> [WHAT YOU NEED TO DO]: Reproduce the full listing below unchanged, apart from the pictures.

> [RAW DATA]:

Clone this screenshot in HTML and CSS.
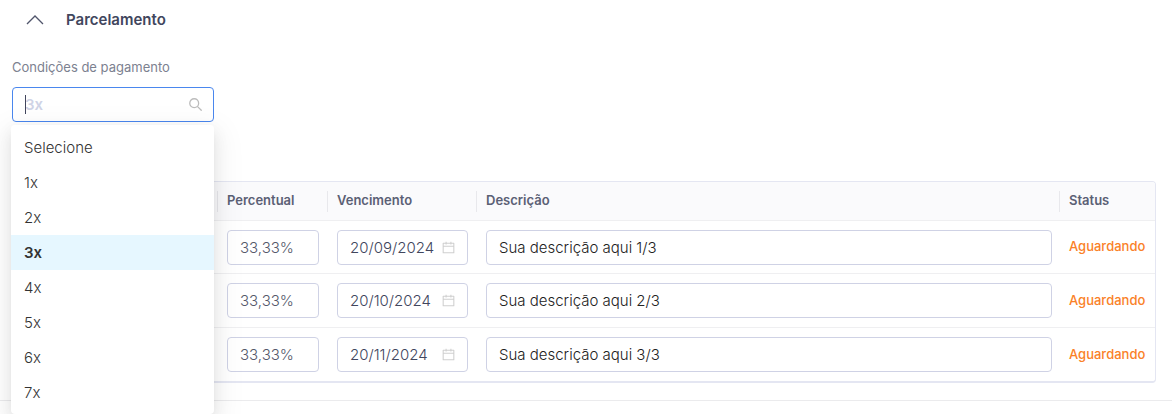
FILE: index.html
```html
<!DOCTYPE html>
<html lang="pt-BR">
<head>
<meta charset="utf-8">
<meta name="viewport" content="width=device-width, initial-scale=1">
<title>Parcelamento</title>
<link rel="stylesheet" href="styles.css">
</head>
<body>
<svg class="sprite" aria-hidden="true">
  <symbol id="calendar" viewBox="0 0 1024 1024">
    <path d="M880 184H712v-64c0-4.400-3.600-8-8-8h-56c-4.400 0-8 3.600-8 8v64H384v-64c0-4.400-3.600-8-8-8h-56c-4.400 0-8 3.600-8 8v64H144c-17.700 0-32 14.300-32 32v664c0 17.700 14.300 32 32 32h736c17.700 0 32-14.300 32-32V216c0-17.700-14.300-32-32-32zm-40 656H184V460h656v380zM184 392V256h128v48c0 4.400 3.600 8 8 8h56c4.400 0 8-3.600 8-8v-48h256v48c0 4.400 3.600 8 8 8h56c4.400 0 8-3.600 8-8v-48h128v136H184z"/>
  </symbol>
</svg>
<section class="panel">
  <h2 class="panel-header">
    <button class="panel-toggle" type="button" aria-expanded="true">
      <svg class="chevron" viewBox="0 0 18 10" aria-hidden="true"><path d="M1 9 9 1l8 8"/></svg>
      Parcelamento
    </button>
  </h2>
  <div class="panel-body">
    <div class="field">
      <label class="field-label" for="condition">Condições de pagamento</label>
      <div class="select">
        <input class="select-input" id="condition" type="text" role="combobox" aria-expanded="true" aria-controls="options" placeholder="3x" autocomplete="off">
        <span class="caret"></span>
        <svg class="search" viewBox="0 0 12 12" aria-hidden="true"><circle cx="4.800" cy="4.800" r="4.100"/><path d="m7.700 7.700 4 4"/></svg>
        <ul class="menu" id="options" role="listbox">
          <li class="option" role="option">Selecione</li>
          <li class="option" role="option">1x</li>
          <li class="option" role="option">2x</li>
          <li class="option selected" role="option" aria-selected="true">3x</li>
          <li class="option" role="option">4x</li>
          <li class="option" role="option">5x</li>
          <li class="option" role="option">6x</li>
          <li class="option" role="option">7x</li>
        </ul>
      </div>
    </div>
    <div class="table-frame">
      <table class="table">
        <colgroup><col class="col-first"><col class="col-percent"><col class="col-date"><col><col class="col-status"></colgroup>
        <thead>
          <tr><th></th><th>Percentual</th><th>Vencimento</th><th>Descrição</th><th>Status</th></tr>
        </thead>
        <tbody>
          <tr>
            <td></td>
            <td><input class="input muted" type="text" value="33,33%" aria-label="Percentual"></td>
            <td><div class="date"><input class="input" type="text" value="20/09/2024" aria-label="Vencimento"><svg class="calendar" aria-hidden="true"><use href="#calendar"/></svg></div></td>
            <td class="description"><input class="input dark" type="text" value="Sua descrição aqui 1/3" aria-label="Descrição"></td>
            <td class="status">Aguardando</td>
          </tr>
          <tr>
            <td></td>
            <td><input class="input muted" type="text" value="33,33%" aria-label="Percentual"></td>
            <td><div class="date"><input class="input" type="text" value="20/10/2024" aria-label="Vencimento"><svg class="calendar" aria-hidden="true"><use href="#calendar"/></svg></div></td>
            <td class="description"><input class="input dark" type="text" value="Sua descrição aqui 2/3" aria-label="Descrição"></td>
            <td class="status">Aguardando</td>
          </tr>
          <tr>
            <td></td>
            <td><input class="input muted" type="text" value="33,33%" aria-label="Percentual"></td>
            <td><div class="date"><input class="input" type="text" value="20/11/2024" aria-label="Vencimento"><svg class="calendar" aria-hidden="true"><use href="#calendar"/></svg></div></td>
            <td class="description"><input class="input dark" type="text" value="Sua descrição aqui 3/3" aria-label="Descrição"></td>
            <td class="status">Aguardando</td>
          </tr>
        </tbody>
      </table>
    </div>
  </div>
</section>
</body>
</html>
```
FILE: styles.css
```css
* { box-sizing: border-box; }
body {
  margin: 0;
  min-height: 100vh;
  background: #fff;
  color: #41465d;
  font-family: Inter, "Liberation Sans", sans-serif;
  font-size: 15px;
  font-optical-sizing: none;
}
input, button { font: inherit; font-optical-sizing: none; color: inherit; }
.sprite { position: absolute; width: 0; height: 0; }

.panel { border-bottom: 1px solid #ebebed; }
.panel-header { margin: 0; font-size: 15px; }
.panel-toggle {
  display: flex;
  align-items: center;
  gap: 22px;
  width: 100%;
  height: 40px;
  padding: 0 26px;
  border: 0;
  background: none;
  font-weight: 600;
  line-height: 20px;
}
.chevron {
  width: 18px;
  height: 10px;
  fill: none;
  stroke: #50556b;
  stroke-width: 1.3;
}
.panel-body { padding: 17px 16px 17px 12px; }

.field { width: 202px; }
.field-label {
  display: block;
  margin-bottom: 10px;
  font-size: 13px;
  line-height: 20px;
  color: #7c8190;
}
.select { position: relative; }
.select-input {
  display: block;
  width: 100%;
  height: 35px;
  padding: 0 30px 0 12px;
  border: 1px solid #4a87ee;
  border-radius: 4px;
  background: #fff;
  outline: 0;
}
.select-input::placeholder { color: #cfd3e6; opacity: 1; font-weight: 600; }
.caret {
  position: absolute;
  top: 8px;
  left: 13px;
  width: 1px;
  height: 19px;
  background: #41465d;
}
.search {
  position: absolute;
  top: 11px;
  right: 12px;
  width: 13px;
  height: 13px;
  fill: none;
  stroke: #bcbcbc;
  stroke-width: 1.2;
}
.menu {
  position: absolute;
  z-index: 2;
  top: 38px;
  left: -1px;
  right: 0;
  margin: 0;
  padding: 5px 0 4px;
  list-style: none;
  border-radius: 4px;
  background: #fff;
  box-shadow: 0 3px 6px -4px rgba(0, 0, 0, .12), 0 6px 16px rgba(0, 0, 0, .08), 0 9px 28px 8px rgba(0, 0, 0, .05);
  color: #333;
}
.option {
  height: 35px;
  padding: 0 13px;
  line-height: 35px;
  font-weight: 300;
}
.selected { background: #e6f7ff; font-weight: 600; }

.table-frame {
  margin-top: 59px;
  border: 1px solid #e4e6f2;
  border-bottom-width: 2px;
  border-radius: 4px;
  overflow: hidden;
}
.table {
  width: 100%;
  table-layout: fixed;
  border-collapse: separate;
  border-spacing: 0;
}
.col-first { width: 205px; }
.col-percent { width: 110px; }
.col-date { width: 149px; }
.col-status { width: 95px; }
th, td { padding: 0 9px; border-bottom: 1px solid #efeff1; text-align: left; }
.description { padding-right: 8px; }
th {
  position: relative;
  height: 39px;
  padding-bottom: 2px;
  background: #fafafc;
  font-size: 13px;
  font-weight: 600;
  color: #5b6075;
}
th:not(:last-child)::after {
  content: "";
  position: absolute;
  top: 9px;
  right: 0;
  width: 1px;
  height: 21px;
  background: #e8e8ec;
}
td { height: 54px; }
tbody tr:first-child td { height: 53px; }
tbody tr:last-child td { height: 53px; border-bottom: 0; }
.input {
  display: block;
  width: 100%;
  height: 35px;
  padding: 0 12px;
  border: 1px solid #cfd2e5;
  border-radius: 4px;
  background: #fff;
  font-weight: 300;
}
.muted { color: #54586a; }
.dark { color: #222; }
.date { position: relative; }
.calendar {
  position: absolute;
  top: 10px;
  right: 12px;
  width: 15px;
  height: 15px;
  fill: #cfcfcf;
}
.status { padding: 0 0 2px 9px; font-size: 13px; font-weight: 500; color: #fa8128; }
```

> [ANSWER TO THE EXERCISE]:
Clone this screenshot in HTML and CSS.
FILE: index.html
```html
<!DOCTYPE html>
<html lang="pt-BR">
<head>
<meta charset="utf-8">
<meta name="viewport" content="width=device-width, initial-scale=1">
<title>Parcelamento</title>
<link rel="stylesheet" href="styles.css">
</head>
<body>
<svg class="sprite" aria-hidden="true">
  <symbol id="calendar" viewBox="0 0 1024 1024">
    <path d="M880 184H712v-64c0-4.400-3.600-8-8-8h-56c-4.400 0-8 3.600-8 8v64H384v-64c0-4.400-3.600-8-8-8h-56c-4.400 0-8 3.600-8 8v64H144c-17.700 0-32 14.300-32 32v664c0 17.700 14.300 32 32 32h736c17.700 0 32-14.300 32-32V216c0-17.700-14.300-32-32-32zm-40 656H184V460h656v380zM184 392V256h128v48c0 4.400 3.600 8 8 8h56c4.400 0 8-3.600 8-8v-48h256v48c0 4.400 3.600 8 8 8h56c4.400 0 8-3.600 8-8v-48h128v136H184z"/>
  </symbol>
</svg>
<section class="panel">
  <h2 class="panel-header">
    <button class="panel-toggle" type="button" aria-expanded="true">
      <svg class="chevron" viewBox="0 0 18 10" aria-hidden="true"><path d="M1 9 9 1l8 8"/></svg>
      Parcelamento
    </button>
  </h2>
  <div class="panel-body">
    <div class="field">
      <label class="field-label" for="condition">Condições de pagamento</label>
      <div class="select">
        <input class="select-input" id="condition" type="text" role="combobox" aria-expanded="true" aria-controls="options" placeholder="3x" autocomplete="off">
        <span class="caret"></span>
        <svg class="search" viewBox="0 0 12 12" aria-hidden="true"><circle cx="4.800" cy="4.800" r="4.100"/><path d="m7.700 7.700 4 4"/></svg>
        <ul class="menu" id="options" role="listbox">
          <li class="option" role="option">Selecione</li>
          <li class="option" role="option">1x</li>
          <li class="option" role="option">2x</li>
          <li class="option selected" role="option" aria-selected="true">3x</li>
          <li class="option" role="option">4x</li>
          <li class="option" role="option">5x</li>
          <li class="option" role="option">6x</li>
          <li class="option" role="option">7x</li>
        </ul>
      </div>
    </div>
    <div class="table-frame">
      <table class="table">
        <colgroup><col class="col-first"><col class="col-percent"><col class="col-date"><col><col class="col-status"></colgroup>
        <thead>
          <tr><th></th><th>Percentual</th><th>Vencimento</th><th>Descrição</th><th>Status</th></tr>
        </thead>
        <tbody>
          <tr>
            <td></td>
            <td><input class="input muted" type="text" value="33,33%" aria-label="Percentual"></td>
            <td><div class="date"><input class="input" type="text" value="20/09/2024" aria-label="Vencimento"><svg class="calendar" aria-hidden="true"><use href="#calendar"/></svg></div></td>
            <td class="description"><input class="input dark" type="text" value="Sua descrição aqui 1/3" aria-label="Descrição"></td>
            <td class="status">Aguardando</td>
          </tr>
          <tr>
            <td></td>
            <td><input class="input muted" type="text" value="33,33%" aria-label="Percentual"></td>
            <td><div class="date"><input class="input" type="text" value="20/10/2024" aria-label="Vencimento"><svg class="calendar" aria-hidden="true"><use href="#calendar"/></svg></div></td>
            <td class="description"><input class="input dark" type="text" value="Sua descrição aqui 2/3" aria-label="Descrição"></td>
            <td class="status">Aguardando</td>
          </tr>
          <tr>
            <td></td>
            <td><input class="input muted" type="text" value="33,33%" aria-label="Percentual"></td>
            <td><div class="date"><input class="input" type="text" value="20/11/2024" aria-label="Vencimento"><svg class="calendar" aria-hidden="true"><use href="#calendar"/></svg></div></td>
            <td class="description"><input class="input dark" type="text" value="Sua descrição aqui 3/3" aria-label="Descrição"></td>
            <td class="status">Aguardando</td>
          </tr>
        </tbody>
      </table>
    </div>
  </div>
</section>
</body>
</html>
```
FILE: styles.css
```css
* { box-sizing: border-box; }
body {
  margin: 0;
  min-height: 100vh;
  background: #fff;
  color: #41465d;
  font-family: Inter, "Liberation Sans", sans-serif;
  font-size: 15px;
  font-optical-sizing: none;
}
input, button { font: inherit; font-optical-sizing: none; color: inherit; }
.sprite { position: absolute; width: 0; height: 0; }

.panel { border-bottom: 1px solid #ebebed; }
.panel-header { margin: 0; font-size: 15px; }
.panel-toggle {
  display: flex;
  align-items: center;
  gap: 22px;
  width: 100%;
  height: 40px;
  padding: 0 26px;
  border: 0;
  background: none;
  font-weight: 600;
  line-height: 20px;
}
.chevron {
  width: 18px;
  height: 10px;
  fill: none;
  stroke: #50556b;
  stroke-width: 1.3;
}
.panel-body { padding: 17px 16px 17px 12px; }

.field { width: 202px; }
.field-label {
  display: block;
  margin-bottom: 10px;
  font-size: 13px;
  line-height: 20px;
  color: #7c8190;
}
.select { position: relative; }
.select-input {
  display: block;
  width: 100%;
  height: 35px;
  padding: 0 30px 0 12px;
  border: 1px solid #4a87ee;
  border-radius: 4px;
  background: #fff;
  outline: 0;
}
.select-input::placeholder { color: #cfd3e6; opacity: 1; font-weight: 600; }
.caret {
  position: absolute;
  top: 8px;
  left: 13px;
  width: 1px;
  height: 19px;
  background: #41465d;
}
.search {
  position: absolute;
  top: 11px;
  right: 12px;
  width: 13px;
  height: 13px;
  fill: none;
  stroke: #bcbcbc;
  stroke-width: 1.2;
}
.menu {
  position: absolute;
  z-index: 2;
  top: 38px;
  left: -1px;
  right: 0;
  margin: 0;
  padding: 5px 0 4px;
  list-style: none;
  border-radius: 4px;
  background: #fff;
  box-shadow: 0 3px 6px -4px rgba(0, 0, 0, .12), 0 6px 16px rgba(0, 0, 0, .08), 0 9px 28px 8px rgba(0, 0, 0, .05);
  color: #333;
}
.option {
  height: 35px;
  padding: 0 13px;
  line-height: 35px;
  font-weight: 300;
}
.selected { background: #e6f7ff; font-weight: 600; }

.table-frame {
  margin-top: 59px;
  border: 1px solid #e4e6f2;
  border-bottom-width: 2px;
  border-radius: 4px;
  overflow: hidden;
}
.table {
  width: 100%;
  table-layout: fixed;
  border-collapse: separate;
  border-spacing: 0;
}
.col-first { width: 205px; }
.col-percent { width: 110px; }
.col-date { width: 149px; }
.col-status { width: 95px; }
th, td { padding: 0 9px; border-bottom: 1px solid #efeff1; text-align: left; }
.description { padding-right: 8px; }
th {
  position: relative;
  height: 39px;
  padding-bottom: 2px;
  background: #fafafc;
  font-size: 13px;
  font-weight: 600;
  color: #5b6075;
}
th:not(:last-child)::after {
  content: "";
  position: absolute;
  top: 9px;
  right: 0;
  width: 1px;
  height: 21px;
  background: #e8e8ec;
}
td { height: 54px; }
tbody tr:first-child td { height: 53px; }
tbody tr:last-child td { height: 53px; border-bottom: 0; }
.input {
  display: block;
  width: 100%;
  height: 35px;
  padding: 0 12px;
  border: 1px solid #cfd2e5;
  border-radius: 4px;
  background: #fff;
  font-weight: 300;
}
.muted { color: #54586a; }
.dark { color: #222; }
.date { position: relative; }
.calendar {
  position: absolute;
  top: 10px;
  right: 12px;
  width: 15px;
  height: 15px;
  fill: #cfcfcf;
}
.status { padding: 0 0 2px 9px; font-size: 13px; font-weight: 500; color: #fa8128; }
```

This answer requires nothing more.